Disaster was to befall the #61 Academy car with just five or so minutes remaining as entering onto the Hanger Straight for almost the penultimate time the normally reliable V8 engine let go in dramatic fashion leaving the Dane with no choice but to park it on the grass. With fluid also on the track that could have easily have led to a Safety Car in the final stages, Race Control luckily left it under the local control of the track marshals to allow Thiim to take the flag by just 3.5 seconds to Keen who in turn finished 4.5 seconds ahead of Adam.

Giving his team a bitter-sweet moment was Matt Nichol-Jones who, having diced with the #55 Ginetta only to loose out on the final step to the podium on track but to have it reinstated post race after the late move not the #62 car by the Ginetta included avoidable contact. The disappointment and frustration on young Tom Wood's face was all too evident.
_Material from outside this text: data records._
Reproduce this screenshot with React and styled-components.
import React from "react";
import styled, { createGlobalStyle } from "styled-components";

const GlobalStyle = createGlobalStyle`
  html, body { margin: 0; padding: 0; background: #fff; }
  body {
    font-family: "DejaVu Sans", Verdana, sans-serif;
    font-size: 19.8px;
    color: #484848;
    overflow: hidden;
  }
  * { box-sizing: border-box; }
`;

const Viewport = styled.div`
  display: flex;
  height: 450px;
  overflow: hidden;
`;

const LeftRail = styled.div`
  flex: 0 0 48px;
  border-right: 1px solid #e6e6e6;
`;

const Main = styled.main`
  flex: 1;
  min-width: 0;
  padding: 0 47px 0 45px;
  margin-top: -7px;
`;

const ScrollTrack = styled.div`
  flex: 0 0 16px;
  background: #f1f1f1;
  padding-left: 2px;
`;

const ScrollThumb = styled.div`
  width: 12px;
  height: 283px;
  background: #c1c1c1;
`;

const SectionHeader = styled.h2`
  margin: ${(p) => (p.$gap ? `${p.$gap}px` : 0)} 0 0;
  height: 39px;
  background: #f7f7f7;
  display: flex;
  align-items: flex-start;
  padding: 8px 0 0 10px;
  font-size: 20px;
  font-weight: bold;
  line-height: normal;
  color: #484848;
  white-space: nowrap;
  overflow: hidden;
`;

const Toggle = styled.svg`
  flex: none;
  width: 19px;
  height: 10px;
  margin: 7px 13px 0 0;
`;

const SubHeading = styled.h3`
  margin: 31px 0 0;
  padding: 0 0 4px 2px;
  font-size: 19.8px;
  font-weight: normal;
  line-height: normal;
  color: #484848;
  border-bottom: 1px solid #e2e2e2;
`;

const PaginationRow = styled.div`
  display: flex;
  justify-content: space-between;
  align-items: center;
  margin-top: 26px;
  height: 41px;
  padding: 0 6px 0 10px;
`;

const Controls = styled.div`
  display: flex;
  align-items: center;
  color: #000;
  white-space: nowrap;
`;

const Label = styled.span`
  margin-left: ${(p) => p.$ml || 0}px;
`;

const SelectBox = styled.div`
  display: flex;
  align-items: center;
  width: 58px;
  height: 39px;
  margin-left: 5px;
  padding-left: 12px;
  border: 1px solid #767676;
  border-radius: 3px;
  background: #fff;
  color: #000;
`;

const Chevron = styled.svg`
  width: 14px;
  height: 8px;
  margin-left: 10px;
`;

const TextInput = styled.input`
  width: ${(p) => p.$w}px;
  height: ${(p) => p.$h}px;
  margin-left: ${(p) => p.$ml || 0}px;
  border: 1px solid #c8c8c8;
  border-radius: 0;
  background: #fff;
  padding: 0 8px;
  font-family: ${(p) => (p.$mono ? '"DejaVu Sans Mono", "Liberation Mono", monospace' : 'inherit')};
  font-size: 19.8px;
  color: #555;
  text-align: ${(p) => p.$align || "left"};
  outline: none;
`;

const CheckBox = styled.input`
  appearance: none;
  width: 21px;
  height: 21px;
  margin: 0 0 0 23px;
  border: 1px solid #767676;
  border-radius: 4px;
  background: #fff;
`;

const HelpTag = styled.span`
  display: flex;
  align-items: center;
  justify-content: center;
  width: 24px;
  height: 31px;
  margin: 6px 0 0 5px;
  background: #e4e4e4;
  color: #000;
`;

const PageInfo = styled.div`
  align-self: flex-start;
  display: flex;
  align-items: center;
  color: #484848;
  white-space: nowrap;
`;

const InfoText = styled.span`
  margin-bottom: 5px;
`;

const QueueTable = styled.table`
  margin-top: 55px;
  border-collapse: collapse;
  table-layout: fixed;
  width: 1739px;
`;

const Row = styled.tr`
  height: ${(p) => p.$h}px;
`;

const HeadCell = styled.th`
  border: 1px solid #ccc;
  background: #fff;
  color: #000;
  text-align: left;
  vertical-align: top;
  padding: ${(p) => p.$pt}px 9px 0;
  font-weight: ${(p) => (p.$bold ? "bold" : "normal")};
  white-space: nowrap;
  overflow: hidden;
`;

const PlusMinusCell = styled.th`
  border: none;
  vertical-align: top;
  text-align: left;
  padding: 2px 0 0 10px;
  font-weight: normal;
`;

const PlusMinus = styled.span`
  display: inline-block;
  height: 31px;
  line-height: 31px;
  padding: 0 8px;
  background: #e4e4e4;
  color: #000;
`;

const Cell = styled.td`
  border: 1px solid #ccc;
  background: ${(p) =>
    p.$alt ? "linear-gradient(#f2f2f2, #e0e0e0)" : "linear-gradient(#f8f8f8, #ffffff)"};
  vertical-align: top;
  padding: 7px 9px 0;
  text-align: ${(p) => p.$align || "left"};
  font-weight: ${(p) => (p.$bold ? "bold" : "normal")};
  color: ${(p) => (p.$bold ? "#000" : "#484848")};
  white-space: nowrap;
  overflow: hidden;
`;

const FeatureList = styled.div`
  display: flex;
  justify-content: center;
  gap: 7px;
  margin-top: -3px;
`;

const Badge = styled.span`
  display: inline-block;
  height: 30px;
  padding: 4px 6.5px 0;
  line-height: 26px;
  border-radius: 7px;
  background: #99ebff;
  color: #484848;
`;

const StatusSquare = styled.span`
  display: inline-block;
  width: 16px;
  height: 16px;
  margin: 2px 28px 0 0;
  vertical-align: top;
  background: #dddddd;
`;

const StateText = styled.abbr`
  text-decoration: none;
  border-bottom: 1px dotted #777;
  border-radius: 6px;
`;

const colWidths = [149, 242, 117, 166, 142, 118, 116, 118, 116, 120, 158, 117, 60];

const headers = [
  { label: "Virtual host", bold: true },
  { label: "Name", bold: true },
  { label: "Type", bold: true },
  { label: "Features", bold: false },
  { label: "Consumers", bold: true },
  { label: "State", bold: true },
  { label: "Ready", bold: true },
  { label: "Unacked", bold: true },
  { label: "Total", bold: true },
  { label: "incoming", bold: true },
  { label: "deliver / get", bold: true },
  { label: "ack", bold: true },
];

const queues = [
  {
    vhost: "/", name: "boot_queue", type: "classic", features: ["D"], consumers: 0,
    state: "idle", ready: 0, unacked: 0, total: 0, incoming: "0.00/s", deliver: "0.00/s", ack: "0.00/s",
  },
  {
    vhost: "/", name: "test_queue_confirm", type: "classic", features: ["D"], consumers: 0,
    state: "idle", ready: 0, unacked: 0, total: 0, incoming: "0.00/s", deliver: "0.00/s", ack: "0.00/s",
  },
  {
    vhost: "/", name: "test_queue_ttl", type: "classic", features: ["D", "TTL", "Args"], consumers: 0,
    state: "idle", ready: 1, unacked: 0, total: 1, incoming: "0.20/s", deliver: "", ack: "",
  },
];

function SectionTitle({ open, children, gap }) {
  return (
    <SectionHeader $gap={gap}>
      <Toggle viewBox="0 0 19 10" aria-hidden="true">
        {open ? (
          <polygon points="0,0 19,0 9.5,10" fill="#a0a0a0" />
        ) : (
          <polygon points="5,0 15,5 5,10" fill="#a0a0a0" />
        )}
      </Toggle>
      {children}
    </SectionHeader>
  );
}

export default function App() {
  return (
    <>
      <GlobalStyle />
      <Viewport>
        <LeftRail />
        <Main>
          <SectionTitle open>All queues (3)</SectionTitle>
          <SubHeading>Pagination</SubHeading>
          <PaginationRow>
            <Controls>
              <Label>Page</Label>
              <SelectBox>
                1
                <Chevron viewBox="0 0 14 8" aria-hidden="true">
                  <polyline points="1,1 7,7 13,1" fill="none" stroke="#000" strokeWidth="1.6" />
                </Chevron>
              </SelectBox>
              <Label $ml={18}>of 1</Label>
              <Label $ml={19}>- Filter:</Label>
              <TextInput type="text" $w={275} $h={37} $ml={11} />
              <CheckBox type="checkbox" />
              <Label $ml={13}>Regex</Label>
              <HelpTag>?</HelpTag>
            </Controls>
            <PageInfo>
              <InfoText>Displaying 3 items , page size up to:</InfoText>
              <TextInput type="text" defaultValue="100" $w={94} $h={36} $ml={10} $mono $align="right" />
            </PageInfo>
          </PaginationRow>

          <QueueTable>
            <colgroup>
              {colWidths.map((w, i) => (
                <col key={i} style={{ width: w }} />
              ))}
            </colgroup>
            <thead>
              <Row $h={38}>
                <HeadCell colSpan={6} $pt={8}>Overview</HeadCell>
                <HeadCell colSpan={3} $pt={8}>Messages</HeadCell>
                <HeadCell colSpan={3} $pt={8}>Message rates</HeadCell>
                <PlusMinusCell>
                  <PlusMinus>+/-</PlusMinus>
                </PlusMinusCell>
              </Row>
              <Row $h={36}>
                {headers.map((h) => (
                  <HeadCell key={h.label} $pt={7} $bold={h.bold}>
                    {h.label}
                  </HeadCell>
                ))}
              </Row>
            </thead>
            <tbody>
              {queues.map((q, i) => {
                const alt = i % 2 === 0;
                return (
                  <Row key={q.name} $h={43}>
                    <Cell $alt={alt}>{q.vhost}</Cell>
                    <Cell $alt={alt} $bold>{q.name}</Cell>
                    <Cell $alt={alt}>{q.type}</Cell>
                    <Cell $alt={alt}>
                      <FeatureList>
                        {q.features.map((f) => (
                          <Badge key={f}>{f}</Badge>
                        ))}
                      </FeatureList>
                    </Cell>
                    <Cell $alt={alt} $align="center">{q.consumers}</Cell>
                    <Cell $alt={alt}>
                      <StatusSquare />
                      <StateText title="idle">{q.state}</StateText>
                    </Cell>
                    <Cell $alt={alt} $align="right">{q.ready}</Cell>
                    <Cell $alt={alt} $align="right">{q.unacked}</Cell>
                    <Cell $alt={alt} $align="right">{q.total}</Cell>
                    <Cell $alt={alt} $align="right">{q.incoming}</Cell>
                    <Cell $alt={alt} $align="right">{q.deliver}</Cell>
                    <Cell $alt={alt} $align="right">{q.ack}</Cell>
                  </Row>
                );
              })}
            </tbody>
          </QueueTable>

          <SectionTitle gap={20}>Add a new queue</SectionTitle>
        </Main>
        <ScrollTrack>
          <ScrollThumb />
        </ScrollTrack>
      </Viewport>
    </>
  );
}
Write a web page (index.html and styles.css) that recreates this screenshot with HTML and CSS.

As a whole, the Silverstone 500 started as a completely open race but for the Am drivers of two AMR teams who showed great resolve to overcome their own adversity to finish on the podium again. Considering Farmer had been spun off the circuit at one point, he drove an impeccable race backed up by impeccable service from the TF Sport crew not to mention the contribution from a very handy AMR factory driver whilst on the other side of the TF Sport garage, their performance was ultimately hindered by a success penalty they couldn't quite overcome on track.

This result now places Farmer/Thiim just 2.5 points behind Championship leading Keen/Minshaw with Adam/Haigh up to P4 and Johnston/Sorensen just behind in P5 whilst in GT4 the Moore/Nichol-Jones crew move up to P2 overall.

The next round of the British GT Championship comes from Spa Francorchamps at the end of July.